▶ _Data excerpts_:
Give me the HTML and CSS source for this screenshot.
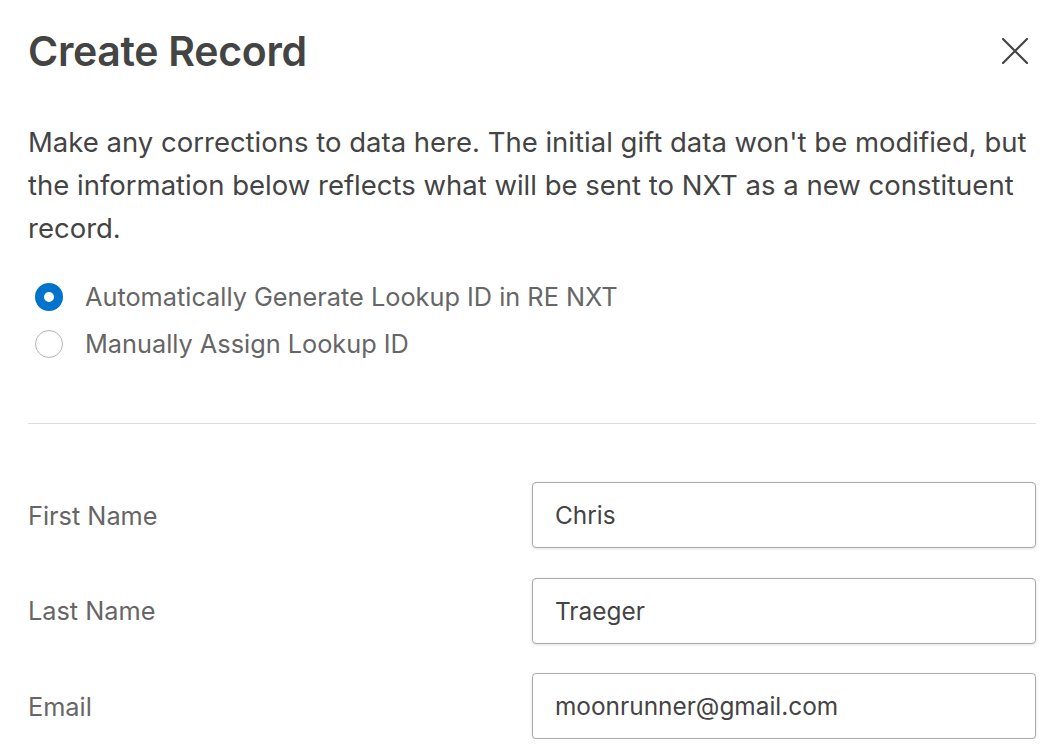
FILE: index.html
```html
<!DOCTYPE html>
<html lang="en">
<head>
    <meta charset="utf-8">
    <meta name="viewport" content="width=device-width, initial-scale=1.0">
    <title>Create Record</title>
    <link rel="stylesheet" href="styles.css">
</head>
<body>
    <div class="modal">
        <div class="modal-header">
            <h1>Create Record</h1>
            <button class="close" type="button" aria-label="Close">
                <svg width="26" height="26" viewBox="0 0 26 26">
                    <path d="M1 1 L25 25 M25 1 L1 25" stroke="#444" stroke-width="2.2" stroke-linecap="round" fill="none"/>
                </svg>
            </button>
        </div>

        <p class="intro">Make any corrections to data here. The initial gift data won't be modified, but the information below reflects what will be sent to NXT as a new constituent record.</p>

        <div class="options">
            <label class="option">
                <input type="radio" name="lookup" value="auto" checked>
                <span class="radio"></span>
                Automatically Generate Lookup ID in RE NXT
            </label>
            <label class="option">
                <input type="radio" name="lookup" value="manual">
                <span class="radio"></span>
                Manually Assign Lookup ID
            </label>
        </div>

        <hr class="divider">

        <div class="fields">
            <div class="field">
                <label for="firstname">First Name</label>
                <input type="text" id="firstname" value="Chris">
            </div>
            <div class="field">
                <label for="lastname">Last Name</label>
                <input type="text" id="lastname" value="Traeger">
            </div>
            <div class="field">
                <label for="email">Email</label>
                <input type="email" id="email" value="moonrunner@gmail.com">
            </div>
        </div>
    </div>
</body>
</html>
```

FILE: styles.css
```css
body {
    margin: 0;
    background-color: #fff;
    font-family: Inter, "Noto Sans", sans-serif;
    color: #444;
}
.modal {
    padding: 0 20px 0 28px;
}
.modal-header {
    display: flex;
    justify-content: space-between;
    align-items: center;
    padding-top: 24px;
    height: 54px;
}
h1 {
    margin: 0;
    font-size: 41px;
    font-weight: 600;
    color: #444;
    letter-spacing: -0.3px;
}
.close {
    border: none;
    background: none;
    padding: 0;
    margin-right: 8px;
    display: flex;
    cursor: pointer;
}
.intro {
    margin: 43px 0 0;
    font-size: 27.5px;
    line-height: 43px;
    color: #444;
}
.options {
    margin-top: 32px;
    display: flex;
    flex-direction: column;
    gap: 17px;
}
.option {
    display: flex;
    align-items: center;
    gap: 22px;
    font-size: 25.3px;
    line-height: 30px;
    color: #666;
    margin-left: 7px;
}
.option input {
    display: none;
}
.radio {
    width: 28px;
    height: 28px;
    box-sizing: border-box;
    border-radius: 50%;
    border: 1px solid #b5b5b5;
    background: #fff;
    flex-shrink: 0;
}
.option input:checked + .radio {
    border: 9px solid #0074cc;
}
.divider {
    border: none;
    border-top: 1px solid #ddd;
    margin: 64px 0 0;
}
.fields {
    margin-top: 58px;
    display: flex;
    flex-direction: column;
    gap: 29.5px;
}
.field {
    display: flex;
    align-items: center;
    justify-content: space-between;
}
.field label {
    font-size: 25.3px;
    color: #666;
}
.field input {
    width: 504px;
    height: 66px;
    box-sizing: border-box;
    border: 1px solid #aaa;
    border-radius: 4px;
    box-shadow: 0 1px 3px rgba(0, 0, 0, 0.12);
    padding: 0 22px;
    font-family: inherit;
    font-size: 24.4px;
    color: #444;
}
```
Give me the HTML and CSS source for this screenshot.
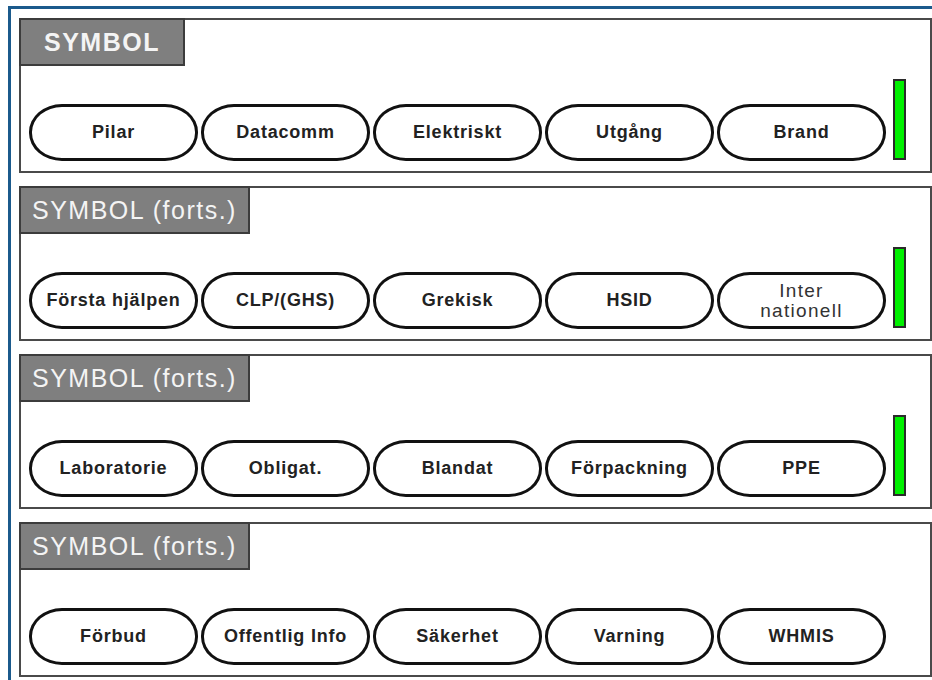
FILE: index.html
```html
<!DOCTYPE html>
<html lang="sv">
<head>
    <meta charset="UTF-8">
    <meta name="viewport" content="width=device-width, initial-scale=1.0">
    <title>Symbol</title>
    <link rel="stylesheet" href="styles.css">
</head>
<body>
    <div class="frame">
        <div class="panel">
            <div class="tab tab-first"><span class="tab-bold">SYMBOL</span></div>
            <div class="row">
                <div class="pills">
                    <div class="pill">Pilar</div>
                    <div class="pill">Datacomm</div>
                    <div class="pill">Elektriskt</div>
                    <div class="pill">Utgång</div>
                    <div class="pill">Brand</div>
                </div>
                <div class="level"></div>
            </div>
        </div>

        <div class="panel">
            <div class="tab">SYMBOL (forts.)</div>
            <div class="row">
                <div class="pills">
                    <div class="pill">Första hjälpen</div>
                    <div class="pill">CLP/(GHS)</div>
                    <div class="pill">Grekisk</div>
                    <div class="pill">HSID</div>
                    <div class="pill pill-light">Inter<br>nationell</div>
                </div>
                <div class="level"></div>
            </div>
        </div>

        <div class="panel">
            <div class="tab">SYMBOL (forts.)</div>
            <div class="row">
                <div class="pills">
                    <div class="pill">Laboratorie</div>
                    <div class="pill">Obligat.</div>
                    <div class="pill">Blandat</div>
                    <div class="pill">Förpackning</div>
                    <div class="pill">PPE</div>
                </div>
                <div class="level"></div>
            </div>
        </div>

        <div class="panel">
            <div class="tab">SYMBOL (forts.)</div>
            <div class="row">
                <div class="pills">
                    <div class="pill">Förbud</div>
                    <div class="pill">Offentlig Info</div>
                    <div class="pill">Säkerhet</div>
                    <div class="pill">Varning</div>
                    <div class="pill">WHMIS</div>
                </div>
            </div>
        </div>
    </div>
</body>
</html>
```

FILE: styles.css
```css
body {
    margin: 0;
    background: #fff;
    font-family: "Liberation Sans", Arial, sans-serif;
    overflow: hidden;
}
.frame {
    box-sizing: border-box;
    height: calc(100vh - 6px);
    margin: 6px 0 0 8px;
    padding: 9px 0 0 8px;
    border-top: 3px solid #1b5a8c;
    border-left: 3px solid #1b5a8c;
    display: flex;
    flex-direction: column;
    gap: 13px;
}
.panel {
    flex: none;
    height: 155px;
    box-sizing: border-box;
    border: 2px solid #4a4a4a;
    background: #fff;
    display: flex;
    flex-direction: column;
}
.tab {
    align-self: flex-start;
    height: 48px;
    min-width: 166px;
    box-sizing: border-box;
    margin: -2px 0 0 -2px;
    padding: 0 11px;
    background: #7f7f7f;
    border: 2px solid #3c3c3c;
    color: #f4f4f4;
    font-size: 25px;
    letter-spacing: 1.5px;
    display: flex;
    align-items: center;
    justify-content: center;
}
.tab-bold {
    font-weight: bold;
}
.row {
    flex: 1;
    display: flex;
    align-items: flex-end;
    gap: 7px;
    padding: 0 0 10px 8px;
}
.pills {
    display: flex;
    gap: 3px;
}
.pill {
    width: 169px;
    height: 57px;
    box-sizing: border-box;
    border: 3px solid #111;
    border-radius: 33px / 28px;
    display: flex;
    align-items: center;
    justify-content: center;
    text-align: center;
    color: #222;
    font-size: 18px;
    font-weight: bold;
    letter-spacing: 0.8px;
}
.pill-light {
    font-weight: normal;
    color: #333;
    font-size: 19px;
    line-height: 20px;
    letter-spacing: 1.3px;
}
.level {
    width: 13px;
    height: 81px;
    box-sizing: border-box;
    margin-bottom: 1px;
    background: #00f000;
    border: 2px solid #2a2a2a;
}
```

▶ _Given task_:
Copy out the data above exactly, except the pictures.

▶ _Task output_:
Give me the HTML and CSS source for this screenshot.
FILE: index.html
```html
<!DOCTYPE html>
<html lang="en">
<head>
    <meta charset="utf-8">
    <meta name="viewport" content="width=device-width, initial-scale=1.0">
    <title>Create Record</title>
    <link rel="stylesheet" href="styles.css">
</head>
<body>
    <div class="modal">
        <div class="modal-header">
            <h1>Create Record</h1>
            <button class="close" type="button" aria-label="Close">
                <svg width="26" height="26" viewBox="0 0 26 26">
                    <path d="M1 1 L25 25 M25 1 L1 25" stroke="#444" stroke-width="2.2" stroke-linecap="round" fill="none"/>
                </svg>
            </button>
        </div>

        <p class="intro">Make any corrections to data here. The initial gift data won't be modified, but the information below reflects what will be sent to NXT as a new constituent record.</p>

        <div class="options">
            <label class="option">
                <input type="radio" name="lookup" value="auto" checked>
                <span class="radio"></span>
                Automatically Generate Lookup ID in RE NXT
            </label>
            <label class="option">
                <input type="radio" name="lookup" value="manual">
                <span class="radio"></span>
                Manually Assign Lookup ID
            </label>
        </div>

        <hr class="divider">

        <div class="fields">
            <div class="field">
                <label for="firstname">First Name</label>
                <input type="text" id="firstname" value="Chris">
            </div>
            <div class="field">
                <label for="lastname">Last Name</label>
                <input type="text" id="lastname" value="Traeger">
            </div>
            <div class="field">
                <label for="email">Email</label>
                <input type="email" id="email" value="moonrunner@gmail.com">
            </div>
        </div>
    </div>
</body>
</html>
```

FILE: styles.css
```css
body {
    margin: 0;
    background-color: #fff;
    font-family: Inter, "Noto Sans", sans-serif;
    color: #444;
}
.modal {
    padding: 0 20px 0 28px;
}
.modal-header {
    display: flex;
    justify-content: space-between;
    align-items: center;
    padding-top: 24px;
    height: 54px;
}
h1 {
    margin: 0;
    font-size: 41px;
    font-weight: 600;
    color: #444;
    letter-spacing: -0.3px;
}
.close {
    border: none;
    background: none;
    padding: 0;
    margin-right: 8px;
    display: flex;
    cursor: pointer;
}
.intro {
    margin: 43px 0 0;
    font-size: 27.5px;
    line-height: 43px;
    color: #444;
}
.options {
    margin-top: 32px;
    display: flex;
    flex-direction: column;
    gap: 17px;
}
.option {
    display: flex;
    align-items: center;
    gap: 22px;
    font-size: 25.3px;
    line-height: 30px;
    color: #666;
    margin-left: 7px;
}
.option input {
    display: none;
}
.radio {
    width: 28px;
    height: 28px;
    box-sizing: border-box;
    border-radius: 50%;
    border: 1px solid #b5b5b5;
    background: #fff;
    flex-shrink: 0;
}
.option input:checked + .radio {
    border: 9px solid #0074cc;
}
.divider {
    border: none;
    border-top: 1px solid #ddd;
    margin: 64px 0 0;
}
.fields {
    margin-top: 58px;
    display: flex;
    flex-direction: column;
    gap: 29.5px;
}
.field {
    display: flex;
    align-items: center;
    justify-content: space-between;
}
.field label {
    font-size: 25.3px;
    color: #666;
}
.field input {
    width: 504px;
    height: 66px;
    box-sizing: border-box;
    border: 1px solid #aaa;
    border-radius: 4px;
    box-shadow: 0 1px 3px rgba(0, 0, 0, 0.12);
    padding: 0 22px;
    font-family: inherit;
    font-size: 24.4px;
    color: #444;
}
```
Give me the HTML and CSS source for this screenshot.
FILE: index.html
```html
<!DOCTYPE html>
<html lang="sv">
<head>
    <meta charset="UTF-8">
    <meta name="viewport" content="width=device-width, initial-scale=1.0">
    <title>Symbol</title>
    <link rel="stylesheet" href="styles.css">
</head>
<body>
    <div class="frame">
        <div class="panel">
            <div class="tab tab-first"><span class="tab-bold">SYMBOL</span></div>
            <div class="row">
                <div class="pills">
                    <div class="pill">Pilar</div>
                    <div class="pill">Datacomm</div>
                    <div class="pill">Elektriskt</div>
                    <div class="pill">Utgång</div>
                    <div class="pill">Brand</div>
                </div>
                <div class="level"></div>
            </div>
        </div>

        <div class="panel">
            <div class="tab">SYMBOL (forts.)</div>
            <div class="row">
                <div class="pills">
                    <div class="pill">Första hjälpen</div>
                    <div class="pill">CLP/(GHS)</div>
                    <div class="pill">Grekisk</div>
                    <div class="pill">HSID</div>
                    <div class="pill pill-light">Inter<br>nationell</div>
                </div>
                <div class="level"></div>
            </div>
        </div>

        <div class="panel">
            <div class="tab">SYMBOL (forts.)</div>
            <div class="row">
                <div class="pills">
                    <div class="pill">Laboratorie</div>
                    <div class="pill">Obligat.</div>
                    <div class="pill">Blandat</div>
                    <div class="pill">Förpackning</div>
                    <div class="pill">PPE</div>
                </div>
                <div class="level"></div>
            </div>
        </div>

        <div class="panel">
            <div class="tab">SYMBOL (forts.)</div>
            <div class="row">
                <div class="pills">
                    <div class="pill">Förbud</div>
                    <div class="pill">Offentlig Info</div>
                    <div class="pill">Säkerhet</div>
                    <div class="pill">Varning</div>
                    <div class="pill">WHMIS</div>
                </div>
            </div>
        </div>
    </div>
</body>
</html>
```

FILE: styles.css
```css
body {
    margin: 0;
    background: #fff;
    font-family: "Liberation Sans", Arial, sans-serif;
    overflow: hidden;
}
.frame {
    box-sizing: border-box;
    height: calc(100vh - 6px);
    margin: 6px 0 0 8px;
    padding: 9px 0 0 8px;
    border-top: 3px solid #1b5a8c;
    border-left: 3px solid #1b5a8c;
    display: flex;
    flex-direction: column;
    gap: 13px;
}
.panel {
    flex: none;
    height: 155px;
    box-sizing: border-box;
    border: 2px solid #4a4a4a;
    background: #fff;
    display: flex;
    flex-direction: column;
}
.tab {
    align-self: flex-start;
    height: 48px;
    min-width: 166px;
    box-sizing: border-box;
    margin: -2px 0 0 -2px;
    padding: 0 11px;
    background: #7f7f7f;
    border: 2px solid #3c3c3c;
    color: #f4f4f4;
    font-size: 25px;
    letter-spacing: 1.5px;
    display: flex;
    align-items: center;
    justify-content: center;
}
.tab-bold {
    font-weight: bold;
}
.row {
    flex: 1;
    display: flex;
    align-items: flex-end;
    gap: 7px;
    padding: 0 0 10px 8px;
}
.pills {
    display: flex;
    gap: 3px;
}
.pill {
    width: 169px;
    height: 57px;
    box-sizing: border-box;
    border: 3px solid #111;
    border-radius: 33px / 28px;
    display: flex;
    align-items: center;
    justify-content: center;
    text-align: center;
    color: #222;
    font-size: 18px;
    font-weight: bold;
    letter-spacing: 0.8px;
}
.pill-light {
    font-weight: normal;
    color: #333;
    font-size: 19px;
    line-height: 20px;
    letter-spacing: 1.3px;
}
.level {
    width: 13px;
    height: 81px;
    box-sizing: border-box;
    margin-bottom: 1px;
    background: #00f000;
    border: 2px solid #2a2a2a;
}
```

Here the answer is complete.